I wrote this about my Grandma Lorraine when she died fourteen years ago, one month after my daughter Eliza was born. I wrote that I wished my daughter could have some of that feisty and fearless spirit: be careful what you wish for!
Growing up, my friends had grandmothers who knit, baked cookies and drank tea. Mine rode a motorcycle, smoked and drank martinis.
Grandma Lorraine was no rocking chair grandma. Some of my friends also had grandmas that send them cards saying “Jesus Loves You”, but they didn’t open them up to read “Everyone Else Thinks You’re an Asshole”. No one else had a grandma with a T-shirt that said “Fill it up to here with martinis” – with a line just above the breasts. For my friends, visiting grandma’s house didn’t mean getting their fingernails lacquered, learning to play (and later drink) gin and having frank discussions about sex.
My friends did visit their grandmothers on Thanksgiving, but they didn’t end up spending the holiday in Tijuana drinking margaritas. Grandma Lorraine and I did. I was in college, my parents were living overseas and Lorraine invited me out to California so that neither of us would be lonely. She used to love telling the story of how the woman at the bus stop near the Mexican border invited us to eat Thanksgiving turkey at the local shelter. “We’re not homeless, my granddaughter is a vegetarian,” was Lorraine’s quick retort.
Lorraine’s sense of humour was legendary.

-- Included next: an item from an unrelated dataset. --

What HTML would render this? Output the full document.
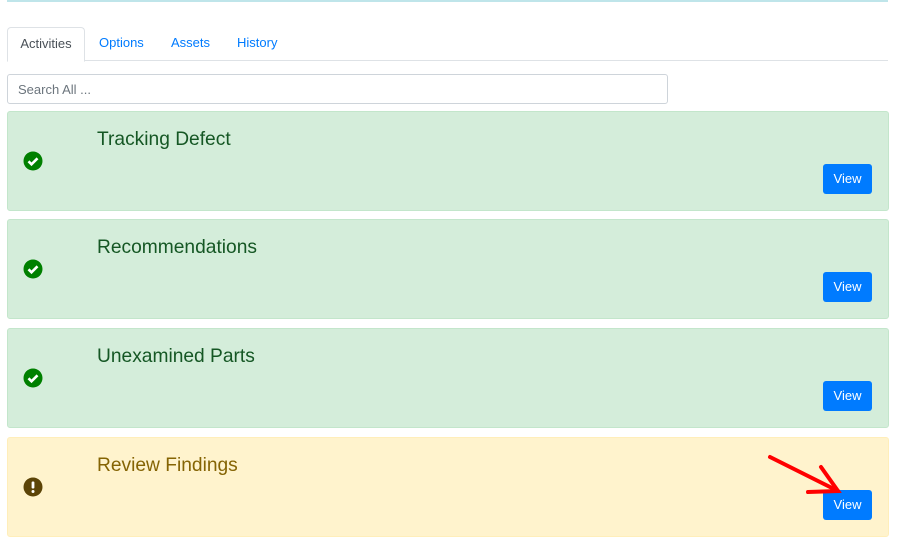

At my college graduation, I have a photo of her flashing a peace sign with one hand, a beer in the other, wearing a tie dyed Grateful Dead t-shirt that she borrowed from my closet. At my bridal shower, the photos show her modelling the gifts of lingerie (over her clothes, fortunately). She loved to be the centre of attention and never missed an opportunity to play the clown. But she also had that knack of making the people around her feel loved and special – she would hold your hand and tell you how much you meant to her. Or pinch your cheek and tell you that you had beautiful eyes. She was incredibly generous with her money, her time and her affection. Whether it was taking all the kids and grandkids on vacation, financing our college educations or sending us the free gifts that came in cereal boxes, I knew there wasn’t anything she wouldn’t do for us.
Grandma Lorraine lived a long, rich, and spirited life and brought so much colour and laughter to the lives of people around her. My friends with the more traditional grandmas couldn’t help but fall in love with her too. She was like that. She charmed people.

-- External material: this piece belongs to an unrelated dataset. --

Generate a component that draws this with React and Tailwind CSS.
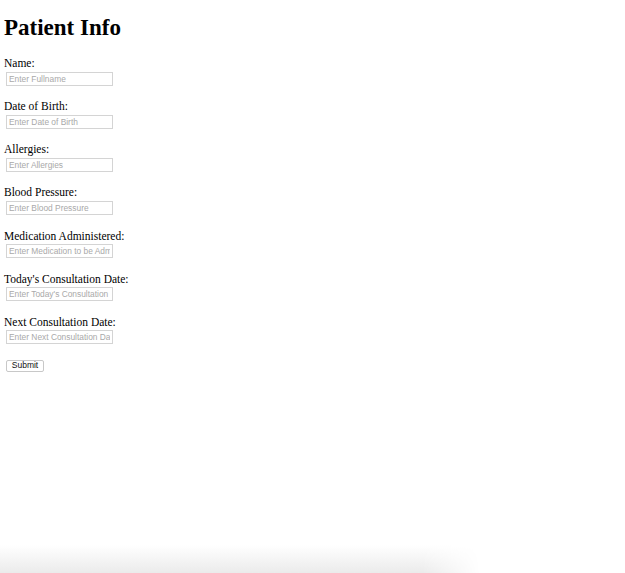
const fields = [
  ["Name:", "Enter Fullname"],
  ["Date of Birth:", "Enter Date of Birth"],
  ["Allergies:", "Enter Allergies"],
  ["Blood Pressure:", "Enter Blood Pressure"],
  ["Medication Administered:", "Enter Medication to be Administered"],
  ["Today's Consultation Date:", "Enter Today's Consultation Date"],
  ["Next Consultation Date:", "Enter Next Consultation Date"],
];

export default function App() {
  return (
    <div className="flex h-[573px] flex-col overflow-hidden bg-white text-black font-['Liberation_Serif',serif]">
      <div className="pl-[4px] pt-[15px]">
        <h1 className="text-[23px] font-bold leading-[1.15]">Patient Info</h1>
        <form className="mt-[16px] flex flex-col" onSubmit={(e) => e.preventDefault()}>
          {fields.map(([label, ph]) => (
            <div key={label} className="mb-[14.8px] flex flex-col">
              <label className="text-[11.5px] leading-[1.15]">{label}</label>
              <input
                type="text"
                placeholder={ph}
                className="ml-[2px] mt-[1px] h-[14px] w-[107px] border border-[#d4d4d4] px-[2px] text-[8.4px] font-['Liberation_Sans',sans-serif] placeholder:text-[#a9a9a9] outline-none"
              />
            </div>
          ))}
          <div className="mt-[1px] flex">
            <button
              type="submit"
              className="ml-[2px] flex h-[12px] w-[38px] items-center justify-center rounded-[2px] border border-[#c8c8c8] bg-white text-[8.5px] leading-none font-['Liberation_Sans',sans-serif] text-[#111]"
            >
              Submit
            </button>
          </div>
        </form>
      </div>
      <div className="mt-auto h-[28px] w-[480px] bg-gradient-to-b from-white to-[#ebebeb] [mask-image:linear-gradient(to_right,black_88%,transparent)]" />
    </div>
  );
}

It’s hard to believe that she is gone. That I’ll never again point out the lipstick on her teeth and be rewarded with a wink. Never hear the clinking ice as she makes a martini, or her voice pleading with me to massage her aching feet (the going rate was five cents a minute). She’ll never again sing to me that funny, sad song about the little bisque doll: “I’ve got a pain in my sawdust/ That’s what’s the matter with me/ Something is wrong with my little inside/ I’m just as sick as can be”.
In the end, like the little bisque doll, Grandma Lorraine was as sick as could be, and she didn’t hesitate to let you know about it. She was ready to die, she was tired of being old and in pain. I never got to introduce her to my daughter, Eliza, who was born last month, but young Eliza will grow up with stories of her wonderful, wild Great-grandma Lorraine. I would be delighted if some of that fearless and feisty spirit was passed along.